What you have to do: Gather every line that includes the word "styles", please.

Material provided:

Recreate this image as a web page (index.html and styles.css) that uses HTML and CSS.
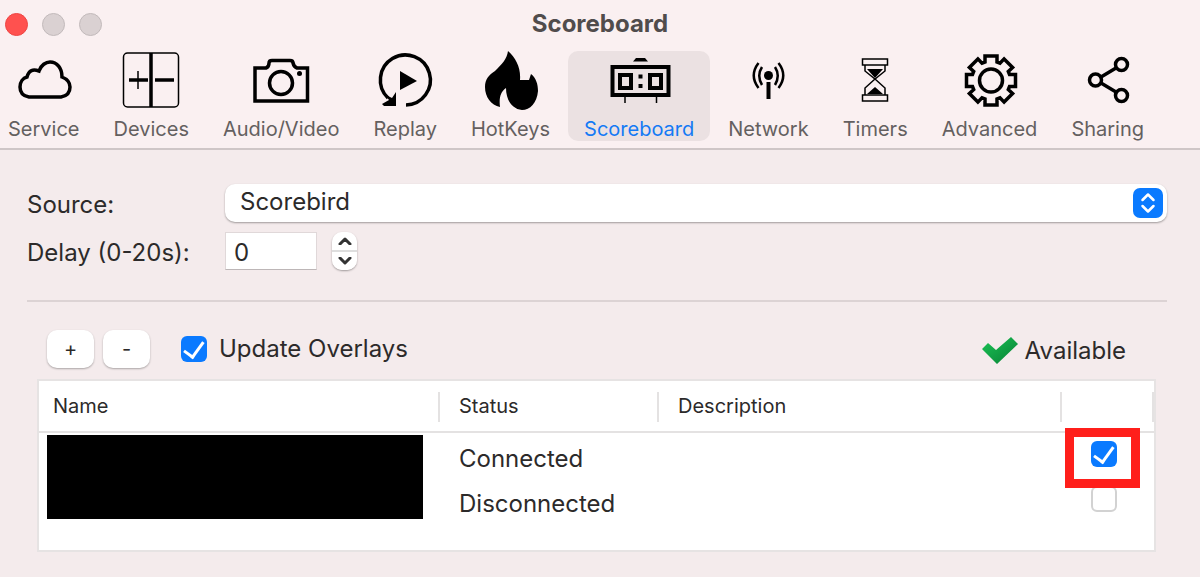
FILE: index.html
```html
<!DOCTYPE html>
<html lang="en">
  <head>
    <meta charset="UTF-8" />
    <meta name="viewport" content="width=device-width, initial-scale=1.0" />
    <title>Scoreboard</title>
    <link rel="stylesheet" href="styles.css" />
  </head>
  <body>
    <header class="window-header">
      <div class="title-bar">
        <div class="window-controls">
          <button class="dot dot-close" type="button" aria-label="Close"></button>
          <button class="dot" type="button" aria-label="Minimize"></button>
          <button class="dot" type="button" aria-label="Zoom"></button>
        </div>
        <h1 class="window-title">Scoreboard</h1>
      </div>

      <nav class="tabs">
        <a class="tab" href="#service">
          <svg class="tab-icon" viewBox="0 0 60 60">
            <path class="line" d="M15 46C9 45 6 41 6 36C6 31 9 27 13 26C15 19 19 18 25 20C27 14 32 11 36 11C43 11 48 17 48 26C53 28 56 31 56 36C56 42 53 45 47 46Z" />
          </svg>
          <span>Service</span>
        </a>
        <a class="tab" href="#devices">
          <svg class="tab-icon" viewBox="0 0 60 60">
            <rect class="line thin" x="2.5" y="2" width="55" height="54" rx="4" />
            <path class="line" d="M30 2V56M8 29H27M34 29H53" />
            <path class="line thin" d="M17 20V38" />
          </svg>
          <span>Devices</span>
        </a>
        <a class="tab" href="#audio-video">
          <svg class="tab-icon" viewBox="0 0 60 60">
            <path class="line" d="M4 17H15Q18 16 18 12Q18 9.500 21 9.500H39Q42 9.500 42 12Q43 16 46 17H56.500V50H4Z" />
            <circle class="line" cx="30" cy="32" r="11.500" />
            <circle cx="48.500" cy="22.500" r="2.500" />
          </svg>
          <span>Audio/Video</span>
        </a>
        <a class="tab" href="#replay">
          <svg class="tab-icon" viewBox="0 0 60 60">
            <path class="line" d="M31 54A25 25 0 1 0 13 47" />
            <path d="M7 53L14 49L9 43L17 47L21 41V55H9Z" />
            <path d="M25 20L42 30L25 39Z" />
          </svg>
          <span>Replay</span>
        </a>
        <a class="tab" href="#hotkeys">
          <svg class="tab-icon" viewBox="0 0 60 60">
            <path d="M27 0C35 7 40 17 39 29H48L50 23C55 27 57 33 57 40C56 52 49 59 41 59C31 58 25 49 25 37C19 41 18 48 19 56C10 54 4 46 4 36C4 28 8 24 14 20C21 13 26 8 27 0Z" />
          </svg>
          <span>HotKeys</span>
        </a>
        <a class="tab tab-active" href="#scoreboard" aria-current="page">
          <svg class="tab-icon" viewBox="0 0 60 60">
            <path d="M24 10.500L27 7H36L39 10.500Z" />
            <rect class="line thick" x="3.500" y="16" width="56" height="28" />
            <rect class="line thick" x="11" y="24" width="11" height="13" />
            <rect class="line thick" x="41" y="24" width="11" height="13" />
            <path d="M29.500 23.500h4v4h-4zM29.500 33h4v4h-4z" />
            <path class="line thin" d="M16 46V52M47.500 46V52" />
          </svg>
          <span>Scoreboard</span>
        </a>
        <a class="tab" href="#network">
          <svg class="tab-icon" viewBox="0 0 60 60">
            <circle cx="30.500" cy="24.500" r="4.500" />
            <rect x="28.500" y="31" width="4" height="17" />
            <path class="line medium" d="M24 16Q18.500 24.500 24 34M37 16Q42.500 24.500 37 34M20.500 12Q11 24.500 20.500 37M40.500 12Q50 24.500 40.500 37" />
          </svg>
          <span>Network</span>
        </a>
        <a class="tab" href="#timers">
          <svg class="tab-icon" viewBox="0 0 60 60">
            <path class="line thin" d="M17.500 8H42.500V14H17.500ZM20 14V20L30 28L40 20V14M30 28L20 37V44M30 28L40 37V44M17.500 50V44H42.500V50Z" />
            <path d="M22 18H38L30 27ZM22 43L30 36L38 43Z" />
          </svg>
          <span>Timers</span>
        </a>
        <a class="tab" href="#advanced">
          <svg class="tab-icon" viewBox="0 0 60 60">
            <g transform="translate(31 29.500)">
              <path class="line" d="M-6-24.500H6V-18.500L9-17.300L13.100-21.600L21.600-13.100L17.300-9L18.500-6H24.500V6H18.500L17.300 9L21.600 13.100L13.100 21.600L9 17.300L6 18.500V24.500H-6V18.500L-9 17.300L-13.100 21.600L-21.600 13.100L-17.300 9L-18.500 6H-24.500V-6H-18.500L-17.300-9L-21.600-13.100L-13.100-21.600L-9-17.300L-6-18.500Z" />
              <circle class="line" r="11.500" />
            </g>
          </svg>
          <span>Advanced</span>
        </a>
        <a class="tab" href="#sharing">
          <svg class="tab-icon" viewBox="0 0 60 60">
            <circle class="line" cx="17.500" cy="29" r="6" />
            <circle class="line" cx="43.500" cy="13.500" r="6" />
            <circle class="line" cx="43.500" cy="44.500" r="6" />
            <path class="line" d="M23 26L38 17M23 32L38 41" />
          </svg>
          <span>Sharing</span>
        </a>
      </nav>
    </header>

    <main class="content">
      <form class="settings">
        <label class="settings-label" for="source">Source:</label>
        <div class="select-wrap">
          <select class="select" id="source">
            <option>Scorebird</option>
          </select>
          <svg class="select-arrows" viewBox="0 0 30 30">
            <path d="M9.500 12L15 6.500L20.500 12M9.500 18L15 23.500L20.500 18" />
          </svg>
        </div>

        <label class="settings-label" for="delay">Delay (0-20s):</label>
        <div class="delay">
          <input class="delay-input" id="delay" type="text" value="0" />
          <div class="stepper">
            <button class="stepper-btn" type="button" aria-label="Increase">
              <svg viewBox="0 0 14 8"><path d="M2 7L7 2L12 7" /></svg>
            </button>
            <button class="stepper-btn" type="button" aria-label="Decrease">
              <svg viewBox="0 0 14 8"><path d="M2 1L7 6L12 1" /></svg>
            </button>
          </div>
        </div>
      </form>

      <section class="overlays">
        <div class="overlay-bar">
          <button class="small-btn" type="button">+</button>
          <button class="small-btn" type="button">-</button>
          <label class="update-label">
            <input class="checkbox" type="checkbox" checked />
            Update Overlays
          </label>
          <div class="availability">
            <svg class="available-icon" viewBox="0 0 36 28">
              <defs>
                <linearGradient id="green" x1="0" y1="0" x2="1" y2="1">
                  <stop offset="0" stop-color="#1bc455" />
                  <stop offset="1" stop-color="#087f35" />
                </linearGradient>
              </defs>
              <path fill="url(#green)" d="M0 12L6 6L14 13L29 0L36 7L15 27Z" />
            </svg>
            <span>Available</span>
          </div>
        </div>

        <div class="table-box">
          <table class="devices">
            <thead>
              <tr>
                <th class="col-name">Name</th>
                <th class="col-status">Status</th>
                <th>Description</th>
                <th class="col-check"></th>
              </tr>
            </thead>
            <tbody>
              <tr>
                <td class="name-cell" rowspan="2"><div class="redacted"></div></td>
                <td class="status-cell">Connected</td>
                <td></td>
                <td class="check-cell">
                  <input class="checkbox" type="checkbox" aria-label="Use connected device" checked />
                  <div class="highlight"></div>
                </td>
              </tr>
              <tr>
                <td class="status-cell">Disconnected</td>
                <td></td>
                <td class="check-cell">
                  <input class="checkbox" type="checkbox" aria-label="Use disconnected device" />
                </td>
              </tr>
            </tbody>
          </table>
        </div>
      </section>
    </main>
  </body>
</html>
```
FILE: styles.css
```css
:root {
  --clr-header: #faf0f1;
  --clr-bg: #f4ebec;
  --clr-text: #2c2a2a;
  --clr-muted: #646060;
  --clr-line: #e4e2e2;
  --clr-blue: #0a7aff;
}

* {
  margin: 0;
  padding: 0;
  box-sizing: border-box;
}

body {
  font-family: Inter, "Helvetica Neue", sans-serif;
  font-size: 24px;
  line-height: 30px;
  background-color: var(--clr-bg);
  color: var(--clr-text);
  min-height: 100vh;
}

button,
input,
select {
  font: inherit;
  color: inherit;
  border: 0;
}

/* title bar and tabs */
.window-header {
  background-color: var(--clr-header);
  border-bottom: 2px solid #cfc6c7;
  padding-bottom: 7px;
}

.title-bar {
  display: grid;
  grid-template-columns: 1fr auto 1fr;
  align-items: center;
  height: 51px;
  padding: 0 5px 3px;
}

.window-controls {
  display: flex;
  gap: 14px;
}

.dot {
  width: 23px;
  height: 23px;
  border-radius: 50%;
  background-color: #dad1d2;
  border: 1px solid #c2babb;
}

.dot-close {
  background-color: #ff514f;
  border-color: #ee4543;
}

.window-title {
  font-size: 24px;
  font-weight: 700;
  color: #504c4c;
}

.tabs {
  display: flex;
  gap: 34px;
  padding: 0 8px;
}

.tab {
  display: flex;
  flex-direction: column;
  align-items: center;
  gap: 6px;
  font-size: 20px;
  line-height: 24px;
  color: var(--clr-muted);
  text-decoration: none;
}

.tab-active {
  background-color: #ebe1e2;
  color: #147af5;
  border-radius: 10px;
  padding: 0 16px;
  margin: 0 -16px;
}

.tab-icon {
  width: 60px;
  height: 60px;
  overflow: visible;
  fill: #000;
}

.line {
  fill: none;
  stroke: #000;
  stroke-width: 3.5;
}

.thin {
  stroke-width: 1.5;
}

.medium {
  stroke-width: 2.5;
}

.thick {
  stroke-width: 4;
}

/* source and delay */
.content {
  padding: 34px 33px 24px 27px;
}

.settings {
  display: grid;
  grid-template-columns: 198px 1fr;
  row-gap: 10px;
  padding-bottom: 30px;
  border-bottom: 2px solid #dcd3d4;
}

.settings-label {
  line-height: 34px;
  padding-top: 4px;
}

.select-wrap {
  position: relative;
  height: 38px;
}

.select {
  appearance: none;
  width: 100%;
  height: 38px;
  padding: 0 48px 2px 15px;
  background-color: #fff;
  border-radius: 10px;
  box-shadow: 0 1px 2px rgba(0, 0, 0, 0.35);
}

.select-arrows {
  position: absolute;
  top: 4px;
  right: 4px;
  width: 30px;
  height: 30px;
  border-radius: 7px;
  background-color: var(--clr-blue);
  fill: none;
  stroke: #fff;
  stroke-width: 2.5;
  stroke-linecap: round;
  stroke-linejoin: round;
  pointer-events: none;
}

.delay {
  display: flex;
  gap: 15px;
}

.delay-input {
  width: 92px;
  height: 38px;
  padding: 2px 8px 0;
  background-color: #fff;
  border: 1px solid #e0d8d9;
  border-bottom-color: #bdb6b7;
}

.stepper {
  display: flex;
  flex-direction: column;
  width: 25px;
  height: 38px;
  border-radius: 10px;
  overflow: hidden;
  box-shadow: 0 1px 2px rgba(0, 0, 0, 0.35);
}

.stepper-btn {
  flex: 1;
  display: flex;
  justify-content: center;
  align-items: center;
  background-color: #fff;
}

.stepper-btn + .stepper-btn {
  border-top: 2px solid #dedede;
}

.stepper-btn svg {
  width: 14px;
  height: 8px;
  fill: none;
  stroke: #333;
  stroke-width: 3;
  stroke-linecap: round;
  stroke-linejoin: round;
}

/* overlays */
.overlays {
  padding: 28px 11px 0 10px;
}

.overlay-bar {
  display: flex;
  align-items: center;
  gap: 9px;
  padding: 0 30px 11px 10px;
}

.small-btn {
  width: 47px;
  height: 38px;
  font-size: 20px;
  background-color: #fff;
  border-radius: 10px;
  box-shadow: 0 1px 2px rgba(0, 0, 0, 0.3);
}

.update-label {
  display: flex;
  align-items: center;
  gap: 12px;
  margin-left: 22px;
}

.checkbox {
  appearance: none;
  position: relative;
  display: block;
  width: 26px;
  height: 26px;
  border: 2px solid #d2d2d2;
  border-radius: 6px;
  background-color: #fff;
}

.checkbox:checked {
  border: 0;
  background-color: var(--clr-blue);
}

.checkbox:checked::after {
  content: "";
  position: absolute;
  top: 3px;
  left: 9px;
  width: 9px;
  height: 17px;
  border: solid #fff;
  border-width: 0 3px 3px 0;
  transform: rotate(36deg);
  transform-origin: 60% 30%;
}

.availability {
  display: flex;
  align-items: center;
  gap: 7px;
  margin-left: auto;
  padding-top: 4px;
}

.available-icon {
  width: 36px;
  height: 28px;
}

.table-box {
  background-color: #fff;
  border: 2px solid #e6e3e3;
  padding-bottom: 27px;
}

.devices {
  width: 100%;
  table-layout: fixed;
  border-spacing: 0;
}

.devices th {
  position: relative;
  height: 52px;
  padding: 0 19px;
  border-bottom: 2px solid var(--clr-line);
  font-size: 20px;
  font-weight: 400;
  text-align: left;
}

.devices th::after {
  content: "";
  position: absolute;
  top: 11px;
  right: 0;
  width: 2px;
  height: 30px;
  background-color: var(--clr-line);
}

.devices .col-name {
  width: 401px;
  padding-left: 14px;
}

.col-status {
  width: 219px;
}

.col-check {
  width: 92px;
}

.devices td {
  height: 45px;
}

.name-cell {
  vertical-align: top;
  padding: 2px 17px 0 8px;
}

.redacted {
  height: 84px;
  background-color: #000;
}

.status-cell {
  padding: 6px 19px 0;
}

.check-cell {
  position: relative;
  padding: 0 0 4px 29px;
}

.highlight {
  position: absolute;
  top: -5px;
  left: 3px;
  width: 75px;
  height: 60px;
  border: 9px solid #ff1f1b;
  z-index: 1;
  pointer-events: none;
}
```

Complete answer:
Recreate this image as a web page (index.html and styles.css) that uses HTML and CSS.
    <link rel="stylesheet" href="styles.css" />
FILE: styles.css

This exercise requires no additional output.